I just cleaned up my previous comment. Make sure to refresh or to load the web page if you received it through email. Thank you for your time!
Update:
For a fix that doesn't require code changes on your side, we're testing and studying the following changes in our HTTP pipelines: https://github.com/Azure/azure-sdk-for-js/pull/12966
We'll come up with a decision on January. Thank you for your time again!
Thank you @sadasant. We had already implemented your method of caching the client, but were concerned that this was not the way that it was intended to be used. We still see a slight increase in memory usage using this method but it is a very slow rise.
Answers to you questions:
Thank you @emcveigh , we'll continue investigating.
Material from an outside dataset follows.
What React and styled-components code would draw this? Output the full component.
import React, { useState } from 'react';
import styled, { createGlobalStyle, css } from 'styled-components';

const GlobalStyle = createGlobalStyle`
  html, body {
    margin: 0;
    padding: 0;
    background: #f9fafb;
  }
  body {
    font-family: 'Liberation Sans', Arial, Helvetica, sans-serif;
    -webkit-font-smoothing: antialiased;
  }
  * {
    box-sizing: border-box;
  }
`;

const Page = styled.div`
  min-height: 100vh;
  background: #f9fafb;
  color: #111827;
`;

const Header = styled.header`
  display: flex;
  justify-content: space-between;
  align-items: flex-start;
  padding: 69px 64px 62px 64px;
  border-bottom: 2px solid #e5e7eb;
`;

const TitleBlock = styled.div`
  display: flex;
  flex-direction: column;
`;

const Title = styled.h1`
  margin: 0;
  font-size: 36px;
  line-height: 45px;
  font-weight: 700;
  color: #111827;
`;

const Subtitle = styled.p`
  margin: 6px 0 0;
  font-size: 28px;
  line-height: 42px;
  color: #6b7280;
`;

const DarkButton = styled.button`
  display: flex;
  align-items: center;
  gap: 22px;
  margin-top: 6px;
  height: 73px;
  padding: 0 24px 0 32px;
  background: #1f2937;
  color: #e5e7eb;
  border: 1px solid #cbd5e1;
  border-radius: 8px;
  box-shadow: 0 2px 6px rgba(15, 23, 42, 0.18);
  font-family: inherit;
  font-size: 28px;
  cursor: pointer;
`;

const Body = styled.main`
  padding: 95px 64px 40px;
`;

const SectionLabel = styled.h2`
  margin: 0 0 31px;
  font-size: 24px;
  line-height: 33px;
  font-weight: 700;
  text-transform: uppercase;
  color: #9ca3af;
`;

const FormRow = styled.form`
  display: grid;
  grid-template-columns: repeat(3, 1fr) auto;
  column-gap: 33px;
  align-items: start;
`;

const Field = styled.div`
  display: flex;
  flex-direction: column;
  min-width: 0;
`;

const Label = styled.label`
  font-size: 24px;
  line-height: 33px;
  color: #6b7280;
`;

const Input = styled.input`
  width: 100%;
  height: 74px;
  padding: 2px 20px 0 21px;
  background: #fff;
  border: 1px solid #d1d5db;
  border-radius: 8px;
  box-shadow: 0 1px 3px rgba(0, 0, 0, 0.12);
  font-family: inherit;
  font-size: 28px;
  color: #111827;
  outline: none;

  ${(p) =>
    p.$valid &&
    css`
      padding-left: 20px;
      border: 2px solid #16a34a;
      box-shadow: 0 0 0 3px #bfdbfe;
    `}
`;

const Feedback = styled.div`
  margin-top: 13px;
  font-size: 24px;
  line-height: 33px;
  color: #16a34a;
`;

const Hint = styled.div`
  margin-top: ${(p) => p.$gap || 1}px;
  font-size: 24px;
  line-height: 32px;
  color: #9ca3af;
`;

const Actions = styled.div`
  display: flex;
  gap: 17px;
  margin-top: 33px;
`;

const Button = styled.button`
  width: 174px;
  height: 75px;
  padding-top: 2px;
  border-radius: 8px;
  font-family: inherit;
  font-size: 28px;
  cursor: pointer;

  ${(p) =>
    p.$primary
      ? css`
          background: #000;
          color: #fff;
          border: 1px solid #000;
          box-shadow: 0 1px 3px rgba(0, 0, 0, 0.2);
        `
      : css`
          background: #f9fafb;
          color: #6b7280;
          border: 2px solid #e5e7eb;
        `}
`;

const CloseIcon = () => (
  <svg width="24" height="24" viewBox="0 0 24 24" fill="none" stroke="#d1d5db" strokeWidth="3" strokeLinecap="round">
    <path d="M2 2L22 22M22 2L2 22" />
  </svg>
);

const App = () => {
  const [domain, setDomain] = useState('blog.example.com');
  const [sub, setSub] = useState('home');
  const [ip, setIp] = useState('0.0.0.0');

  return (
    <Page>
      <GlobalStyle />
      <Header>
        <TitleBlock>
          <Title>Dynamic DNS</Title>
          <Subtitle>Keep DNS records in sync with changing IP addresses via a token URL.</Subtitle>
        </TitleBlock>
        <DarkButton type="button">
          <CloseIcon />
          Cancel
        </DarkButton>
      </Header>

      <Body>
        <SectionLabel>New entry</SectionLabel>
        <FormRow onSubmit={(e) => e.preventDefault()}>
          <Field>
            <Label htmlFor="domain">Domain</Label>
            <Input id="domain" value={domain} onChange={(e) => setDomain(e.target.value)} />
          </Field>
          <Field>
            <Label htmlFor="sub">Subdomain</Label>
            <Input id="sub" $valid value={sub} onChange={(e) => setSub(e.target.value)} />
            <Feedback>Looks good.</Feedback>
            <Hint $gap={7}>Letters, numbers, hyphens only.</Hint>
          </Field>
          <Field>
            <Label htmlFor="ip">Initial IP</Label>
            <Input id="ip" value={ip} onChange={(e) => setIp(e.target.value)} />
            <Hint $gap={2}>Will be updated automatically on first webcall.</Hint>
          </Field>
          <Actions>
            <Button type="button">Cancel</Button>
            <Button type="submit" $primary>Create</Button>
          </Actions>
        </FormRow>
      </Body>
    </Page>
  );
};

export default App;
@emcveigh I'll get in touch with you on January to schedule a call. I would like to test some things together, and to see the issue more directly, if that's ok.
@emcveigh
Hello again! (Happy New Year 2021)!
I have some good news that could help you considerably. Would you mind trying the following and monitoring your system to see if the problem keeps appearing?
Steps:
package-lock.json and your node_modules folder (if they happen to be there where this gets executed).@azure/core-http to your dependencies on your package.json. On the version of the package, enter dev. It should look like: "@azure/core-http": "dev",.Once your dependencies are installed again, if you search for @azure/core-http in the package-lock.json that gets generated, you should see the version 1.2.1-alpha.20210104.2 (or the latest dev version available by that time).
Using that version of core-http, please let me know if you continue to see the issue.
If there's any other question, please let me know.
Hi, we're sending this friendly reminder because we haven't heard back from you in a while. We need more information about this issue to help address it. Please be sure to give us your input within the next 7 days. If we don't hear back from you within 14 days of this comment the issue will be automatically closed. Thank you!